• **Objective**: Collect all lines from the listing that include the string "size".

• **Available data**:
** BEGIN **

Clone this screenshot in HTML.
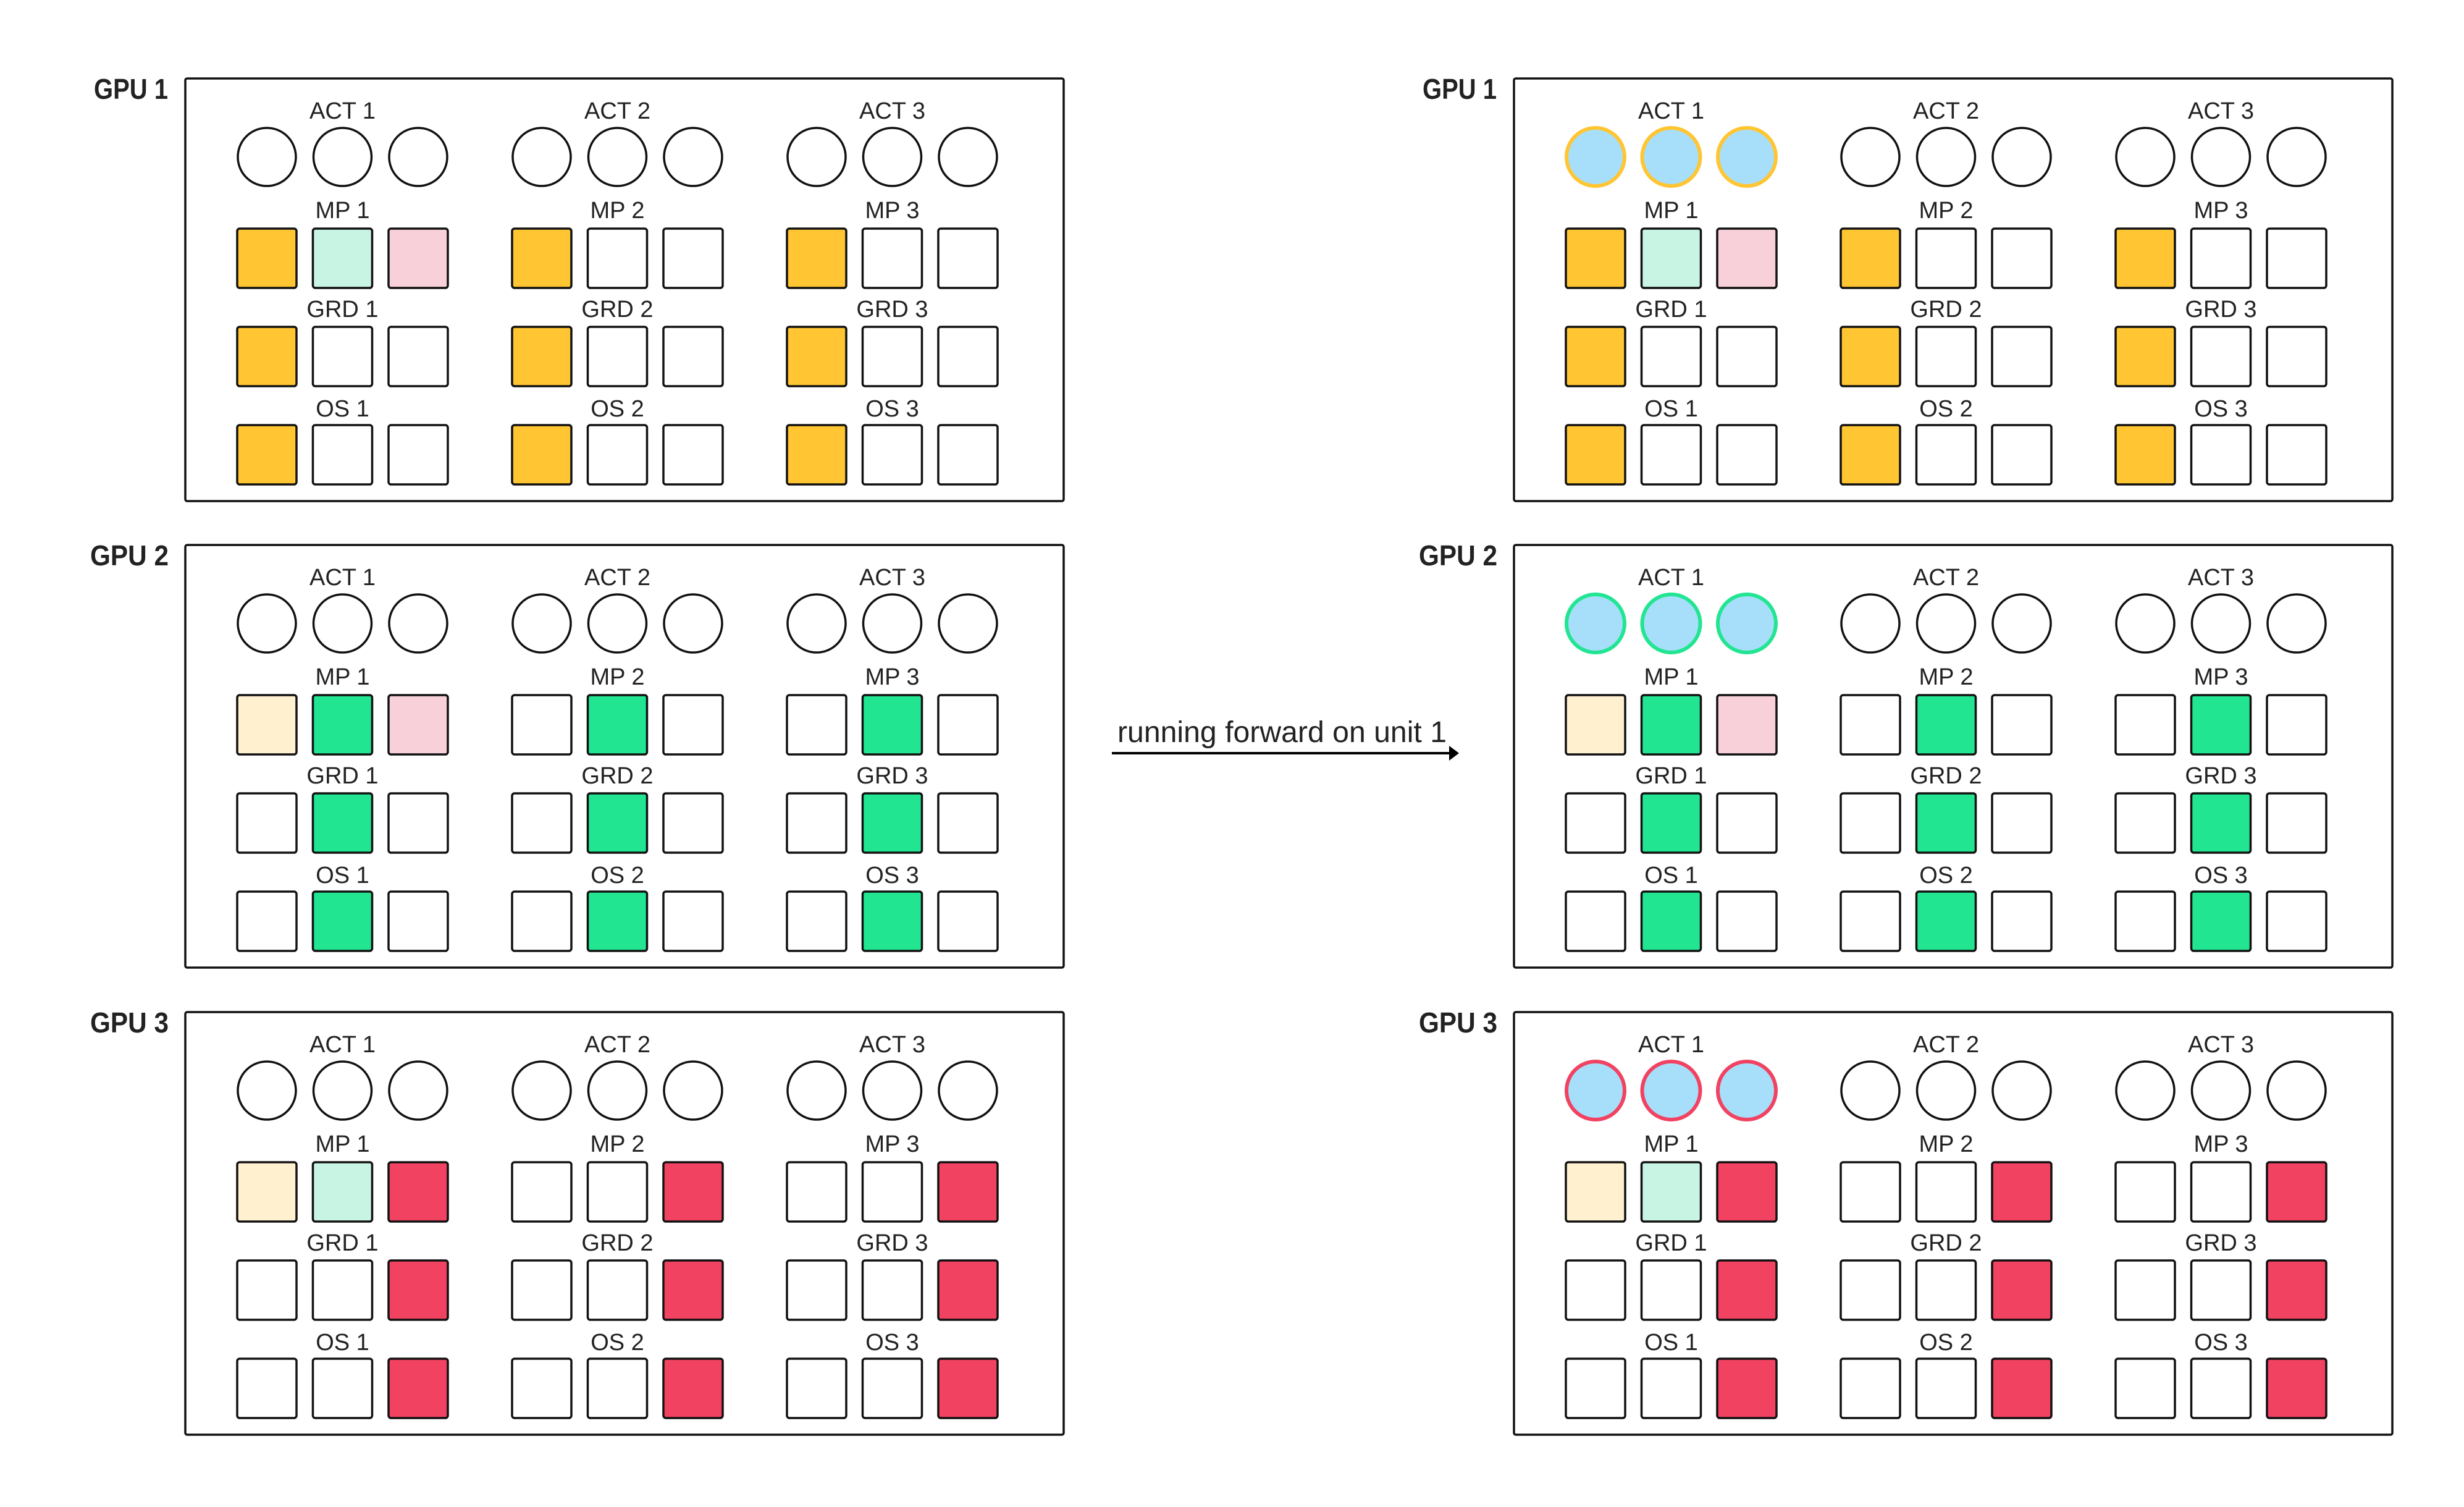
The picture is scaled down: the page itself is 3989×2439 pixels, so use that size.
<!DOCTYPE html>
<html><head><meta charset="utf-8"><style>
html,body{margin:0;padding:0;background:#fff;}
svg{display:block;}
.l{font-family:"Liberation Sans",sans-serif;font-size:38px;fill:#222;text-anchor:middle;}
.g{font-family:"Liberation Sans",sans-serif;font-size:46px;font-weight:bold;fill:#222;}
.k{stroke:#111;stroke-width:3.5;}
</style></head><body>
<svg width="3989" height="2439" viewBox="0 0 3989 2439" xmlns="http://www.w3.org/2000/svg">
<defs>
<g id="box">
<rect x="0" y="0" width="1422" height="684" rx="3" fill="#fff" stroke="#111" stroke-width="3.5"/>
<!-- circles group0 -->
<circle cx="132" cy="127" r="47" style="fill:var(--af);stroke:var(--as);stroke-width:var(--aw)"/>
<circle cx="254.5" cy="127" r="47" style="fill:var(--af);stroke:var(--as);stroke-width:var(--aw)"/>
<circle cx="377" cy="127" r="47" style="fill:var(--af);stroke:var(--as);stroke-width:var(--aw)"/>
<g fill="#fff" class="k">
<circle cx="577" cy="127" r="47"/><circle cx="699.5" cy="127" r="47"/><circle cx="822" cy="127" r="47"/>
<circle cx="1022" cy="127" r="47"/><circle cx="1144.5" cy="127" r="47"/><circle cx="1267" cy="127" r="47"/>
</g>
<g class="k">
<!-- MP row -->
<rect x="84" y="243" width="96" height="96" rx="4" style="fill:var(--p0)"/>
<rect x="206.5" y="243" width="96" height="96" rx="4" style="fill:var(--p1)"/>
<rect x="329" y="243" width="96" height="96" rx="4" style="fill:var(--p2)"/>
<rect x="529" y="243" width="96" height="96" rx="4" style="fill:var(--c0)"/>
<rect x="651.5" y="243" width="96" height="96" rx="4" style="fill:var(--c1)"/>
<rect x="774" y="243" width="96" height="96" rx="4" style="fill:var(--c2)"/>
<rect x="974" y="243" width="96" height="96" rx="4" style="fill:var(--c0)"/>
<rect x="1096.5" y="243" width="96" height="96" rx="4" style="fill:var(--c1)"/>
<rect x="1219" y="243" width="96" height="96" rx="4" style="fill:var(--c2)"/>
<!-- GRD row -->
<rect x="84" y="402" width="96" height="96" rx="4" style="fill:var(--c0)"/>
<rect x="206.5" y="402" width="96" height="96" rx="4" style="fill:var(--c1)"/>
<rect x="329" y="402" width="96" height="96" rx="4" style="fill:var(--c2)"/>
<rect x="529" y="402" width="96" height="96" rx="4" style="fill:var(--c0)"/>
<rect x="651.5" y="402" width="96" height="96" rx="4" style="fill:var(--c1)"/>
<rect x="774" y="402" width="96" height="96" rx="4" style="fill:var(--c2)"/>
<rect x="974" y="402" width="96" height="96" rx="4" style="fill:var(--c0)"/>
<rect x="1096.5" y="402" width="96" height="96" rx="4" style="fill:var(--c1)"/>
<rect x="1219" y="402" width="96" height="96" rx="4" style="fill:var(--c2)"/>
<!-- OS row -->
<rect x="84" y="561" width="96" height="96" rx="4" style="fill:var(--c0)"/>
<rect x="206.5" y="561" width="96" height="96" rx="4" style="fill:var(--c1)"/>
<rect x="329" y="561" width="96" height="96" rx="4" style="fill:var(--c2)"/>
<rect x="529" y="561" width="96" height="96" rx="4" style="fill:var(--c0)"/>
<rect x="651.5" y="561" width="96" height="96" rx="4" style="fill:var(--c1)"/>
<rect x="774" y="561" width="96" height="96" rx="4" style="fill:var(--c2)"/>
<rect x="974" y="561" width="96" height="96" rx="4" style="fill:var(--c0)"/>
<rect x="1096.5" y="561" width="96" height="96" rx="4" style="fill:var(--c1)"/>
<rect x="1219" y="561" width="96" height="96" rx="4" style="fill:var(--c2)"/>
</g>
</g>
</defs>

<!-- Left column -->
<use href="#box" x="300" y="127" style="--af:#fff;--as:#111;--aw:3.5;--c0:#FFC532;--c1:#fff;--c2:#fff;--p0:#FFC532;--p1:#C8F5E3;--p2:#F8D0D9"/>
<use href="#box" x="300" y="882" style="--af:#fff;--as:#111;--aw:3.5;--c0:#fff;--c1:#22E592;--c2:#fff;--p0:#FFF0CF;--p1:#22E592;--p2:#F8D0D9"/>
<use href="#box" x="300" y="1638" style="--af:#fff;--as:#111;--aw:3.5;--c0:#fff;--c1:#fff;--c2:#F24262;--p0:#FFF0CF;--p1:#C8F5E3;--p2:#F24262"/>
<!-- Right column -->
<use href="#box" x="2451" y="127" style="--af:#A7DFFB;--as:#FFC532;--aw:6;--c0:#FFC532;--c1:#fff;--c2:#fff;--p0:#FFC532;--p1:#C8F5E3;--p2:#F8D0D9"/>
<use href="#box" x="2451" y="882" style="--af:#A7DFFB;--as:#22E592;--aw:6;--c0:#fff;--c1:#22E592;--c2:#fff;--p0:#FFF0CF;--p1:#22E592;--p2:#F8D0D9"/>
<use href="#box" x="2451" y="1638" style="--af:#A7DFFB;--as:#F24262;--aw:6;--c0:#fff;--c1:#fff;--c2:#F24262;--p0:#FFF0CF;--p1:#C8F5E3;--p2:#F24262"/>

<!-- GPU labels -->
<text class="g" x="152" y="160" textLength="120" lengthAdjust="spacingAndGlyphs">GPU 1</text>
<text class="g" x="146" y="915" textLength="127" lengthAdjust="spacingAndGlyphs">GPU 2</text>
<text class="g" x="146" y="1671" textLength="127" lengthAdjust="spacingAndGlyphs">GPU 3</text>
<text class="g" x="2303" y="160" textLength="120" lengthAdjust="spacingAndGlyphs">GPU 1</text>
<text class="g" x="2297" y="915" textLength="127" lengthAdjust="spacingAndGlyphs">GPU 2</text>
<text class="g" x="2297" y="1671" textLength="127" lengthAdjust="spacingAndGlyphs">GPU 3</text>

<!-- Box labels: left -->
<g transform="translate(300,127)">
<text class="l" x="254.5" y="65">ACT 1</text><text class="l" x="699.5" y="65">ACT 2</text><text class="l" x="1144.5" y="65">ACT 3</text>
<text class="l" x="254.5" y="226">MP 1</text><text class="l" x="699.5" y="226">MP 2</text><text class="l" x="1144.5" y="226">MP 3</text>
<text class="l" x="254.5" y="386">GRD 1</text><text class="l" x="699.5" y="386">GRD 2</text><text class="l" x="1144.5" y="386">GRD 3</text>
<text class="l" x="254.5" y="547">OS 1</text><text class="l" x="699.5" y="547">OS 2</text><text class="l" x="1144.5" y="547">OS 3</text>
</g>
<g transform="translate(300,882)">
<text class="l" x="254.5" y="65">ACT 1</text><text class="l" x="699.5" y="65">ACT 2</text><text class="l" x="1144.5" y="65">ACT 3</text>
<text class="l" x="254.5" y="226">MP 1</text><text class="l" x="699.5" y="226">MP 2</text><text class="l" x="1144.5" y="226">MP 3</text>
<text class="l" x="254.5" y="386">GRD 1</text><text class="l" x="699.5" y="386">GRD 2</text><text class="l" x="1144.5" y="386">GRD 3</text>
<text class="l" x="254.5" y="547">OS 1</text><text class="l" x="699.5" y="547">OS 2</text><text class="l" x="1144.5" y="547">OS 3</text>
</g>
<g transform="translate(300,1638)">
<text class="l" x="254.5" y="65">ACT 1</text><text class="l" x="699.5" y="65">ACT 2</text><text class="l" x="1144.5" y="65">ACT 3</text>
<text class="l" x="254.5" y="226">MP 1</text><text class="l" x="699.5" y="226">MP 2</text><text class="l" x="1144.5" y="226">MP 3</text>
<text class="l" x="254.5" y="386">GRD 1</text><text class="l" x="699.5" y="386">GRD 2</text><text class="l" x="1144.5" y="386">GRD 3</text>
<text class="l" x="254.5" y="547">OS 1</text><text class="l" x="699.5" y="547">OS 2</text><text class="l" x="1144.5" y="547">OS 3</text>
</g>
<!-- Box labels: right -->
<g transform="translate(2451,127)">
<text class="l" x="254.5" y="65">ACT 1</text><text class="l" x="699.5" y="65">ACT 2</text><text class="l" x="1144.5" y="65">ACT 3</text>
<text class="l" x="254.5" y="226">MP 1</text><text class="l" x="699.5" y="226">MP 2</text><text class="l" x="1144.5" y="226">MP 3</text>
<text class="l" x="254.5" y="386">GRD 1</text><text class="l" x="699.5" y="386">GRD 2</text><text class="l" x="1144.5" y="386">GRD 3</text>
<text class="l" x="254.5" y="547">OS 1</text><text class="l" x="699.5" y="547">OS 2</text><text class="l" x="1144.5" y="547">OS 3</text>
</g>
<g transform="translate(2451,882)">
<text class="l" x="254.5" y="65">ACT 1</text><text class="l" x="699.5" y="65">ACT 2</text><text class="l" x="1144.5" y="65">ACT 3</text>
<text class="l" x="254.5" y="226">MP 1</text><text class="l" x="699.5" y="226">MP 2</text><text class="l" x="1144.5" y="226">MP 3</text>
<text class="l" x="254.5" y="386">GRD 1</text><text class="l" x="699.5" y="386">GRD 2</text><text class="l" x="1144.5" y="386">GRD 3</text>
<text class="l" x="254.5" y="547">OS 1</text><text class="l" x="699.5" y="547">OS 2</text><text class="l" x="1144.5" y="547">OS 3</text>
</g>
<g transform="translate(2451,1638)">
<text class="l" x="254.5" y="65">ACT 1</text><text class="l" x="699.5" y="65">ACT 2</text><text class="l" x="1144.5" y="65">ACT 3</text>
<text class="l" x="254.5" y="226">MP 1</text><text class="l" x="699.5" y="226">MP 2</text><text class="l" x="1144.5" y="226">MP 3</text>
<text class="l" x="254.5" y="386">GRD 1</text><text class="l" x="699.5" y="386">GRD 2</text><text class="l" x="1144.5" y="386">GRD 3</text>
<text class="l" x="254.5" y="547">OS 1</text><text class="l" x="699.5" y="547">OS 2</text><text class="l" x="1144.5" y="547">OS 3</text>
</g>

<!-- Arrow -->
<text x="1809" y="1201" font-family="Liberation Sans, sans-serif" font-size="48" fill="#222" textLength="533" lengthAdjust="spacingAndGlyphs">running forward on unit 1</text>
<line x1="1800" y1="1219" x2="2350" y2="1219" stroke="#000" stroke-width="4"/>
<polygon points="2346,1207 2362,1219 2346,1231" fill="#000"/>
</svg>
</body></html>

** END **

• **Written answer**:
The picture is scaled down: the page itself is 3989×2439 pixels, so use that size.
.l{font-family:"Liberation Sans",sans-serif;font-size:38px;fill:#222;text-anchor:middle;}
.g{font-family:"Liberation Sans",sans-serif;font-size:46px;font-weight:bold;fill:#222;}
<text x="1809" y="1201" font-family="Liberation Sans, sans-serif" font-size="48" fill="#222" textLength="533" lengthAdjust="spacingAndGlyphs">running forward on unit 1</text>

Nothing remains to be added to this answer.